REQUIREMENT: How many lines in the entries below contain "this"? Answer with the number only.

PROVIDED DATA:
—————
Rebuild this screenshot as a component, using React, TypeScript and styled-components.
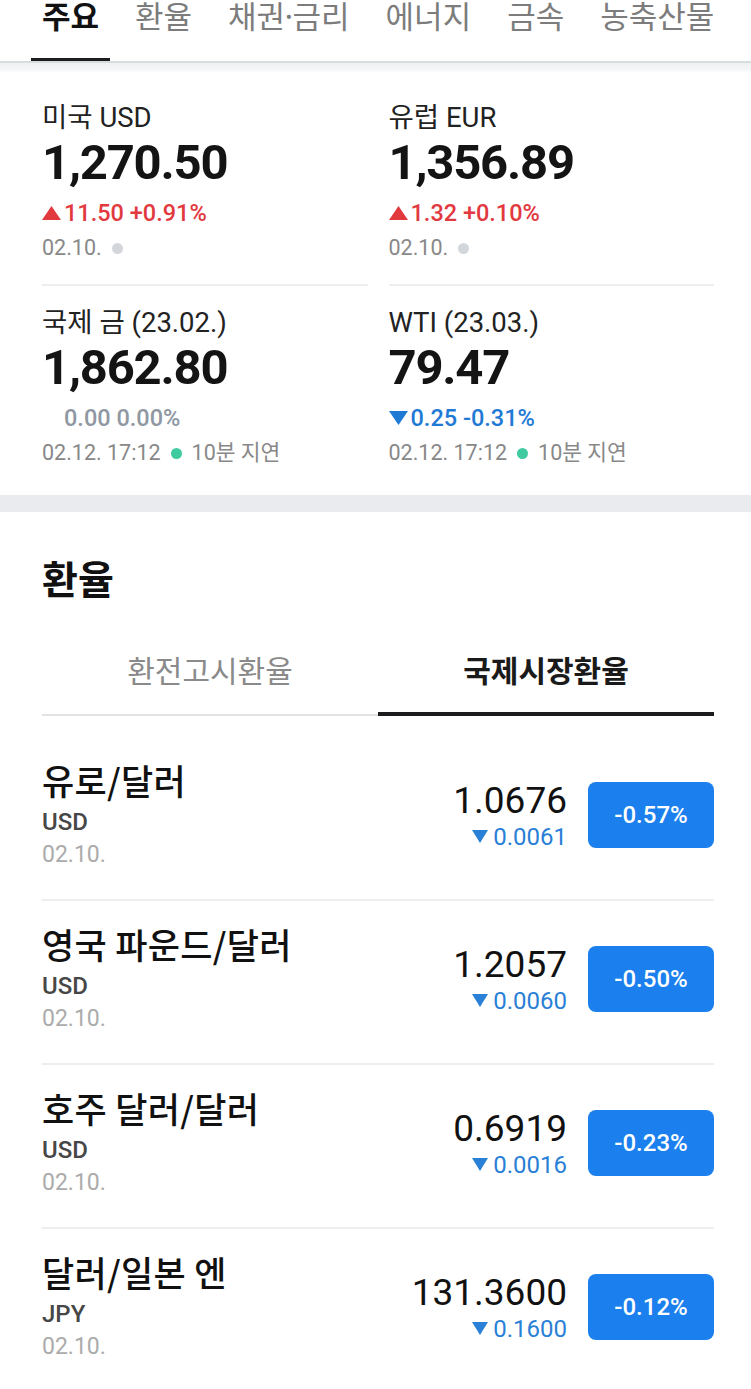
—————
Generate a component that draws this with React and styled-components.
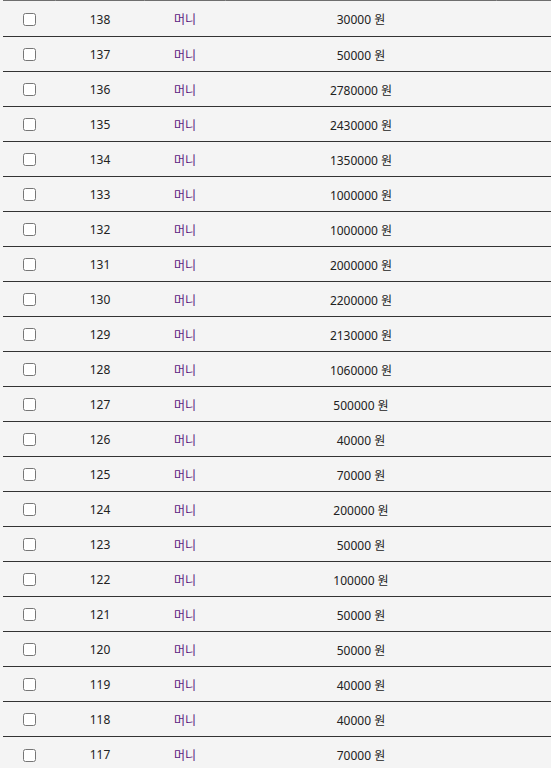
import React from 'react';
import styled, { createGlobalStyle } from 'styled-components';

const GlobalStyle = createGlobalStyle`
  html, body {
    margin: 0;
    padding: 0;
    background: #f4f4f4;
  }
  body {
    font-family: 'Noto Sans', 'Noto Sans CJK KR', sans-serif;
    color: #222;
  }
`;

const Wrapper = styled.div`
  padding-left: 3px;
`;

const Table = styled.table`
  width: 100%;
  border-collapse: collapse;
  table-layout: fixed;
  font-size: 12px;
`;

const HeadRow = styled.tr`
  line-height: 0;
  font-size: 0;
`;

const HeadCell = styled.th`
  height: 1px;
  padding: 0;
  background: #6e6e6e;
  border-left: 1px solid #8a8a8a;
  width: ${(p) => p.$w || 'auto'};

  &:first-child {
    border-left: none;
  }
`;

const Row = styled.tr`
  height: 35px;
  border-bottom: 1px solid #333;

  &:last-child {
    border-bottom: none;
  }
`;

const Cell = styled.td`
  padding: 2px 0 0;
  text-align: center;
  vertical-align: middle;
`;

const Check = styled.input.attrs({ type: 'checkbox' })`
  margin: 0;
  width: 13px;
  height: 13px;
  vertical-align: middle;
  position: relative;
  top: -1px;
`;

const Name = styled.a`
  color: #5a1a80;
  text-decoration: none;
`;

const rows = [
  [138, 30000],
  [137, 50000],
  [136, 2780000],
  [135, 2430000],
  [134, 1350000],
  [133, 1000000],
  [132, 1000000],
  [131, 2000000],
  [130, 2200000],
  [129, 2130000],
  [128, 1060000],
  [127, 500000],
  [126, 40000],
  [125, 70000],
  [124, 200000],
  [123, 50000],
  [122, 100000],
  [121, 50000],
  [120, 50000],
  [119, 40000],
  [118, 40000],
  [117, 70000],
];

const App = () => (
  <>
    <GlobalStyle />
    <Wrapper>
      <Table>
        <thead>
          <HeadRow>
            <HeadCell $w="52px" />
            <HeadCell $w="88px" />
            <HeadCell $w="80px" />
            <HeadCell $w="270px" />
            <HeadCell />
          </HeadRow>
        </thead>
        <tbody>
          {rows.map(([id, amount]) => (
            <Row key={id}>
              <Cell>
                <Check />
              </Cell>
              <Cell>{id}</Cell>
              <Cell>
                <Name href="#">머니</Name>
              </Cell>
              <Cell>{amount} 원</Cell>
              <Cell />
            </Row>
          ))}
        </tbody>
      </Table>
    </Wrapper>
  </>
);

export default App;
—————
RESULT OF THE TASK: 2